Some science behind the scenes

Sacred geography - guardians

As with all the other sorts of security, the existence of guardians in the spiritual world is celebrated and recognised in our material form based world by physical representations of what has been ‘seen’.  Thus we might find that a statue of a three headed dog is created to show people what the guardian seen in the vision was like.  In an age when people could not read, they were reliant on images and as such painters, sculptors and so on were commissioned to portray these spiritual beings in order that people could understand the spiritual world better.

The culture becomes richer and the understanding better, but the images – the stone figures and paintings are not ‘worshipped’ as some would believe – especially if they represent a guardian.  They are simply celebrated.

For example, in the Shinto religion, shrines are locations and institutions which formally mark the presence of a spirit, known in Shinto as a Kami.  Shrines can be huge, spreading across a mountain, as is the case of the Fushinu Inari shrine, or they can be tiny.  Shrines do not have to be buildings, any place is potentially the abode of a kami, trees, rocks and other natural objects may in themselves mark the presence or be the abodes of kami and can therefore serve as shrines without needing buildings.  Mount Miwa near Nara, for example, is regarded as an object of worship in itself.  There are sacred places where the kami reside and which are empowered by them.  Often it is myth or legend which has determined their significance.

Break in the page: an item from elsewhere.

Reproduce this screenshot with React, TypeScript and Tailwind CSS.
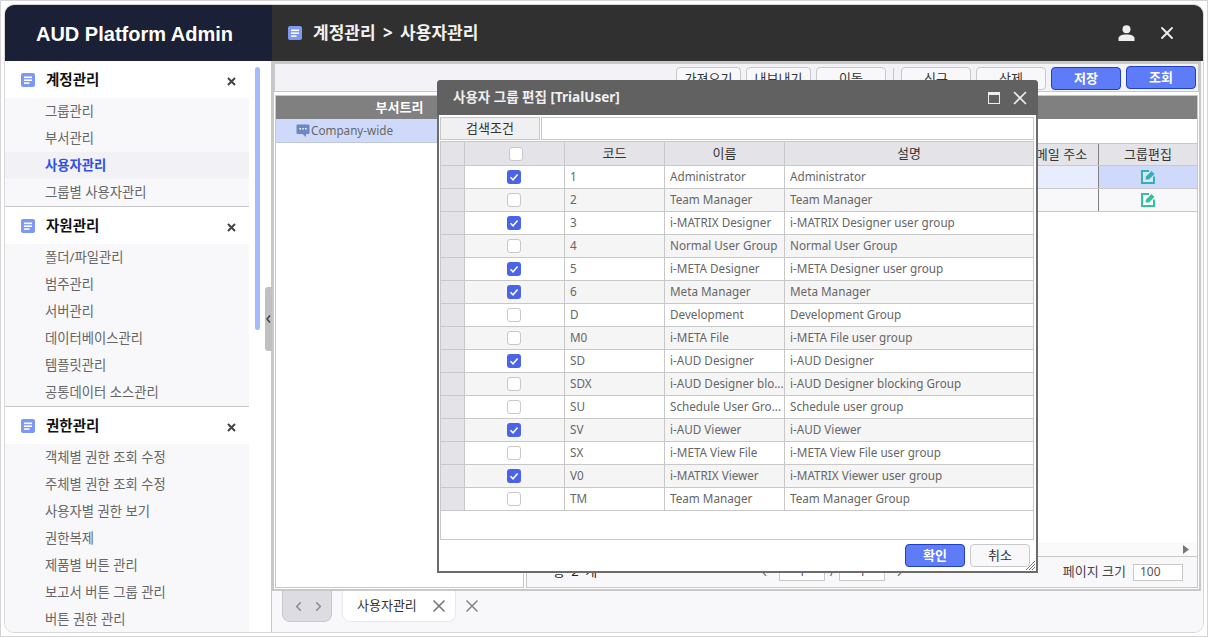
import React from "react";
import { X, ChevronLeft, ChevronRight } from "lucide-react";

const FONT = "font-['Noto_Sans','Noto_Sans_CJK_KR',sans-serif]";

function DocIcon() {
  return (
    <svg width="14" height="14" viewBox="0 0 14 14" className="shrink-0">
      <rect width="14" height="14" rx="2" fill="#7e98f6" />
      <rect x="3" y="3.5" width="8" height="1.6" fill="#fff" />
      <rect x="3" y="6.4" width="8" height="1.6" fill="#fff" />
      <rect x="3" y="9.3" width="5.5" height="1.6" fill="#fff" />
    </svg>
  );
}

function SmallX() {
  return (
    <svg width="9" height="9" viewBox="0 0 9 9" className="mt-[3px] shrink-0">
      <path d="M1 1L8 8M8 1L1 8" stroke="#444" strokeWidth="2" />
    </svg>
  );
}

function ChatIcon() {
  return (
    <svg width="14" height="14" viewBox="0 0 14 14" className="shrink-0">
      <path d="M1.5 0.5H12.5a1 1 0 0 1 1 1V9a1 1 0 0 1-1 1H10V13L6.5 10H1.5a1 1 0 0 1-1-1V1.5a1 1 0 0 1 1-1z" fill="#6d87c4" />
      <rect x="3.5" y="4" width="1.5" height="1.5" fill="#fff" />
      <rect x="6.3" y="4" width="1.5" height="1.5" fill="#fff" />
      <rect x="9.1" y="4" width="1.5" height="1.5" fill="#fff" />
    </svg>
  );
}

function EditIcon({ color, fill }: { color: string; fill: string }) {
  return (
    <svg width="14" height="14" viewBox="0 0 14 14">
      <path d="M8 1H1V13H13V6.5" fill={fill} stroke={color} strokeWidth="2" />
      <path d="M4.5 9.5L5 6.5L10.5 1L13.5 4L8 9.5Z" fill={color} />
    </svg>
  );
}

function CheckBox({ on }: { on: boolean }) {
  if (on) {
    return (
      <span className="flex h-[14px] w-[14px] items-center justify-center rounded-[3px] bg-[#4a63e8]">
        <svg width="10" height="10" viewBox="0 0 10 10">
          <path d="M1.5 5.2L4 7.8L8.6 2.4" fill="none" stroke="#fff" strokeWidth="1.5" />
        </svg>
      </span>
    );
  }
  return <span className="block h-[14px] w-[14px] rounded-[3px] border border-[#c8c8c8] bg-white" />;
}

const menus = [
  { title: "계정관리", items: ["그룹관리", "부서관리", "사용자관리", "그룹별 사용자관리"], line: true },
  { title: "자원관리", items: ["폴더/파일관리", "범주관리", "서버관리", "데이터베이스관리", "템플릿관리", "공통데이터 소스관리"], line: true },
  { title: "권한관리", items: ["객체별 권한 조회 수정", "주체별 권한 조회 수정", "사용자별 권한 보기", "권한복제", "제품별 버튼 관리", "보고서 버튼 그룹 관리", "버튼 권한 관리"], line: false },
];

const rows: [boolean, string, string, string][] = [
  [true, "1", "Administrator", "Administrator"],
  [false, "2", "Team Manager", "Team Manager"],
  [true, "3", "i-MATRIX Designer", "i-MATRIX Designer user group"],
  [false, "4", "Normal User Group", "Normal User Group"],
  [true, "5", "i-META Designer", "i-META Designer user group"],
  [true, "6", "Meta Manager", "Meta Manager"],
  [false, "D", "Development", "Development Group"],
  [false, "M0", "i-META File", "i-META File user group"],
  [true, "SD", "i-AUD Designer", "i-AUD Designer"],
  [false, "SDX", "i-AUD Designer blo...", "i-AUD Designer blocking Group"],
  [false, "SU", "Schedule User Gro...", "Schedule user group"],
  [true, "SV", "i-AUD Viewer", "i-AUD Viewer"],
  [false, "SX", "i-META View File", "i-META View File user group"],
  [true, "V0", "i-MATRIX Viewer", "i-MATRIX Viewer user group"],
  [false, "TM", "Team Manager", "Team Manager Group"],
];

function Sidebar() {
  return (
    <aside className="flex w-[267px] shrink-0 border-r border-[#c8c8c8] bg-white">
      <div className="h-full w-[244px] shrink-0 overflow-hidden">
        {menus.map((m) => (
          <section key={m.title} className={m.line ? "border-b border-[#c8c8c8]" : ""}>
            <div className="flex h-[37px] items-center bg-white pl-[16px] pr-[13px]">
              <DocIcon />
              <span className="ml-[11px] mt-px flex-1 text-[14.5px] font-bold text-[#111]">{m.title}</span>
              <SmallX />
            </div>
            <ul className="bg-[#f8f8fb]">
              {m.items.map((it) => {
                const active = it === "사용자관리";
                return (
                  <li
                    key={it}
                    className={
                      active
                        ? "flex h-[27px] items-center bg-[#f2f2f6] pl-[40px] text-[13.33px] font-bold text-[#2f4fe6]"
                        : "flex h-[27px] items-center pl-[40px] text-[13.33px] text-[#666]"
                    }
                  >
                    {it}
                  </li>
                );
              })}
            </ul>
          </section>
        ))}
      </div>
    </aside>
  );
}

const tbtn = "flex h-[23px] items-center justify-center rounded-[4px] border border-[#c8c8c8] bg-[#f8f8fb] text-[13px] text-[#333]";
const pbtn = "flex h-[23px] items-center justify-center rounded-[4px] border border-[#1f3fc4] bg-[#5f7cf8] text-[13px] font-bold text-white";

function Toolbar() {
  return (
    <div className="flex h-[29px] shrink-0 items-start justify-end gap-[5px] border border-[#c8c8c8] bg-[#f2f2f7] pr-[2px] pt-[3px]">
      <button className={tbtn + " w-[65px]"}>가져오기</button>
      <button className={tbtn + " w-[65px]"}>내보내기</button>
      <button className={tbtn + " w-[70px]"}>이동</button>
      <span className="mx-[2px] mt-[1px] h-[20px] w-px bg-[#c8c8c8]" />
      <button className={tbtn + " w-[70px]"}>신규</button>
      <button className={tbtn + " w-[70px]"}>삭제</button>
      <button className={pbtn + " w-[70px]"}>저장</button>
      <button className={pbtn + " -mt-px w-[70px]"}>조회</button>
    </div>
  );
}

function RightPanel() {
  return (
    <div className="flex min-w-0 flex-1 flex-col border border-[#c8c8c8] bg-white">
      <div className="h-[23px] shrink-0 bg-[#808080]" />
      <div className="h-[24px] shrink-0" />
      <div className="flex h-[23px] shrink-0 border-y border-[#c8c8c8] bg-[#e4e4e8] text-[13px] text-[#333]">
        <div className="flex-1" />
        <div className="flex w-[88px] items-center justify-center whitespace-nowrap pl-[3px]">이메일 주소</div>
        <div className="flex w-[99px] items-center justify-center border-l border-[#808080]">그룹편집</div>
      </div>
      <div className="flex h-[23px] shrink-0 border-b border-[#c8c8c8] bg-[#e8edfd]">
        <div className="flex-1" />
        <div className="flex w-[99px] items-center justify-center border-l border-[#808080] bg-[#cfdafb]">
          <EditIcon color="#36aeb2" fill="#d8e6f4" />
        </div>
      </div>
      <div className="flex h-[23px] shrink-0 border-b border-[#c8c8c8] bg-[#f8f8fb]">
        <div className="flex-1" />
        <div className="flex w-[99px] items-center justify-center border-l border-[#808080]">
          <EditIcon color="#33c19f" fill="#fff" />
        </div>
      </div>
      <div className="flex-1" />
      <div className="flex h-[14px] shrink-0 items-center justify-end bg-[#fafafa] pr-[8px]">
        <svg width="6" height="9" viewBox="0 0 6 9">
          <path d="M0 0L6 4.5L0 9Z" fill="#777" />
        </svg>
      </div>
      <div className="flex h-[31px] shrink-0 items-center border-t border-[#c8c8c8] bg-[#f8f8fb] pl-[26px] pr-[14px] text-[12px] text-[#333]">
        <span className="w-[200px] text-[13px] text-[#222] [word-spacing:3px]">총 2 개</span>
        <ChevronLeft size={14} className="ml-[4px] text-[#777]" />
        <span className="ml-[8px] flex h-[17px] w-[46px] items-center justify-center border border-[#c8c8c8] bg-white text-[#555]">1</span>
        <span className="mx-[5px] text-[#2f4fe6]">/</span>
        <span className="flex h-[17px] w-[46px] items-center justify-center border border-[#c8c8c8] bg-white text-[#555]">1</span>
        <ChevronRight size={14} className="ml-[8px] text-[#777]" />
        <div className="flex-1" />
        <span className="whitespace-nowrap text-[13px] text-[#444]">페이지 크기</span>
        <span className="ml-[7px] flex h-[17px] w-[50px] items-center border border-[#c8c8c8] bg-white pl-[6px] text-[#555]">100</span>
      </div>
    </div>
  );
}

function TabBar() {
  return (
    <div className="flex h-[41px] shrink-0 items-start bg-[#f8f8fb] pl-[10px]">
      <div className="flex h-[31px] w-[50px] items-center justify-center gap-[9px] rounded-b-[8px] border border-t-0 border-[#c8c8cc] bg-[#dcdce2] pl-[3px] text-[#8a8a8a]">
        <ChevronLeft size={15} strokeWidth={2.5} className="-mx-[2px]" />
        <ChevronRight size={15} strokeWidth={2.5} className="-mx-[2px]" />
      </div>
      <div className="ml-[10px] flex h-[31px] w-[114px] items-center rounded-b-[8px] border border-t-0 border-[#e8e8ee] bg-white pl-[14px] text-[13px] text-[#333]">
        사용자관리
        <X size={20} strokeWidth={2} className="ml-[12px] text-[#777]" />
      </div>
      <X size={20} strokeWidth={2} className="ml-[6px] mt-[5px] text-[#888]" />
    </div>
  );
}

function Dialog() {
  const cols = "grid grid-cols-[24px_100px_100px_120px_1fr]";
  return (
    <div className="absolute left-[436px] top-[79px] flex h-[493px] w-[601px] flex-col rounded-t-[4px] border-2 border-t-0 border-[#6c6c6c] bg-white">
      <div className="-mx-[2px] flex h-[35px] shrink-0 items-center rounded-t-[4px] bg-[#616161] pl-[16px] pr-[7px]">
        <span className="flex-1 text-[13.5px] font-bold text-[#f0f0f0]">사용자 그룹 편집 [TrialUser]</span>
        <svg width="12" height="12" viewBox="0 0 12 12" className="mr-[9px]">
          <rect x="0.5" y="0.5" width="11" height="11" fill="none" stroke="#eee" />
          <rect x="0" y="0" width="12" height="3" fill="#eee" />
        </svg>
        <X size={22} strokeWidth={1.8} className="text-[#eee]" />
      </div>
      <div className="ml-px mr-[2px] mt-[2px] flex h-[23px] shrink-0 gap-px">
        <div className="flex w-[100px] items-center justify-center border border-[#c8c8c8] bg-[#f0f0f2] text-[13px] text-[#333]">검색조건</div>
        <div className="flex-1 border border-[#c8c8c8] bg-white" />
      </div>
      <div className="ml-px mr-[2px] mt-px h-[399px] shrink-0 border border-[#c8c8c8] text-[11.7px] text-[#666]">
        <div className={cols + " h-[24px] border-b border-[#c8c8c8] bg-[#e4e4e8] text-[13px] text-[#333]"}>
          <div className="border-r border-[#c8c8c8]" />
          <div className="flex items-center justify-center border-r border-[#c8c8c8] pl-[3px]">
            <CheckBox on={false} />
          </div>
          <div className="flex items-center justify-center border-r border-[#c8c8c8]">코드</div>
          <div className="flex items-center justify-center border-r border-[#c8c8c8]">이름</div>
          <div className="flex items-center justify-center">설명</div>
        </div>
        {rows.map((r, i) => (
          <div key={r[1]} className={cols + " h-[23px] border-b border-[#c8c8c8] " + (i % 2 === 1 ? "bg-[#f5f5f5]" : "bg-white")}>
            <div className="border-r border-[#c8c8c8] bg-[#e4e4e8]" />
            <div className="flex items-center justify-center border-r border-[#c8c8c8] pr-px">
              <CheckBox on={r[0]} />
            </div>
            <div className="flex items-center border-r border-[#c8c8c8] pl-[5px]">{r[1]}</div>
            <div className="flex items-center whitespace-nowrap border-r border-[#c8c8c8] pl-[5px]">{r[2]}</div>
            <div className="flex items-center whitespace-nowrap pl-[5px]">{r[3]}</div>
          </div>
        ))}
      </div>
      <div className="flex flex-1 items-start justify-end gap-[5px] pr-[6px] pt-[4px]">
        <button className={pbtn + " w-[60px]"}>확인</button>
        <button className="flex h-[23px] w-[60px] items-center justify-center rounded-[4px] border border-[#c8c8c8] bg-[#f8f8fb] text-[13px] text-[#333]">취소</button>
      </div>
      <svg width="9" height="9" viewBox="0 0 9 9" className="absolute bottom-[1px] right-[1px]">
        <path d="M0 9L9 0M3 9L9 3M6 9L9 6" stroke="#777" strokeWidth="1" />
      </svg>
    </div>
  );
}

export default function App() {
  return (
    <div className={"relative h-[637px] w-[1208px] overflow-hidden border border-[#d4d4d4] bg-white p-[3px] " + FONT}>
      <div className="flex h-full flex-col overflow-hidden rounded-[10px] border border-[#d8d8d8]">
        <header className="flex h-[56px] shrink-0">
          <div className="flex w-[267px] shrink-0 items-center justify-center bg-[#1a2035] pr-[8px] pt-[2px] font-['Liberation_Sans',sans-serif] text-[20px] font-bold text-white">
            AUD Platform Admin
          </div>
          <div className="flex flex-1 items-center bg-[#303030] pl-[16px] pr-[26px]">
            <DocIcon />
            <span className="ml-[11px] flex-1 text-[17px] font-bold text-[#f2f2f2] [word-spacing:3px]">계정관리 &gt; 사용자관리</span>
            <svg width="17" height="16" viewBox="0 0 17 16">
              <circle cx="8.5" cy="4.2" r="4" fill="#eee" />
              <path d="M0.5 16V13.5C0.5 11 3.5 9.5 8.5 9.5S16.5 11 16.5 13.5V16Z" fill="#eee" />
            </svg>
            <X size={20} strokeWidth={2.2} className="ml-[22px] text-[#eee]" />
          </div>
        </header>
        <div className="flex min-h-0 flex-1">
          <Sidebar />
          <main className="flex min-w-0 flex-1 flex-col bg-[#f8f8fb]">
            <div className="mr-[2px] flex h-[530px] shrink-0 flex-col border-2 border-[#c8c8c8] bg-white">
              <Toolbar />
              <div className="ml-px mr-px mt-[3px] flex min-h-0 flex-1 gap-[2px] pb-px">
                <div className="w-[249px] shrink-0 border border-[#c8c8c8]">
                  <div className="flex h-[23px] items-center justify-center bg-[#808080] text-[13px] font-bold text-white">부서트리</div>
                  <div className="flex h-[24px] items-center border-b border-[#c0c8e0] bg-[#cfdafb] pl-[20px] text-[11.7px] text-[#666]">
                    <ChatIcon />
                    <span className="ml-px">Company-wide</span>
                  </div>
                </div>
                <RightPanel />
              </div>
            </div>
            <TabBar />
          </main>
        </div>
      </div>
      <div className="absolute left-[254px] top-[66px] h-[263px] w-[5px] rounded-[3px] bg-[#a4bbff]" />
      <div className="absolute left-[264px] top-[286px] flex h-[64px] w-[7px] items-center justify-center rounded-l-[3px] bg-[#c0c0c0]">
        <svg width="5" height="8" viewBox="0 0 5 8">
          <path d="M4 0.5L1 4L4 7.5" fill="none" stroke="#444" strokeWidth="1.6" />
        </svg>
      </div>
      <Dialog />
    </div>
  );
}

By each shrine, priests and people may place 'guardians'.  These are actual statues depicting the guardians perceived to be protecting the spirit at that point.  They are thus symbolic, but in a sense they are also symbolic of a symbol, as the presence of a fierce animal in visions, for example, is itself a symbol.  Guardians can be dogs, lions usually fierce like komianu or dragons.  Other stylised statues of animals may also be found.

So by looking at the statues and the paintings, we often get a better understanding of what these creatures looked like to a priest under trance or a shaman, than if we read books about them.  I have thus tried to include some example paintings on the website, to show you what the shaman may have ‘seen’.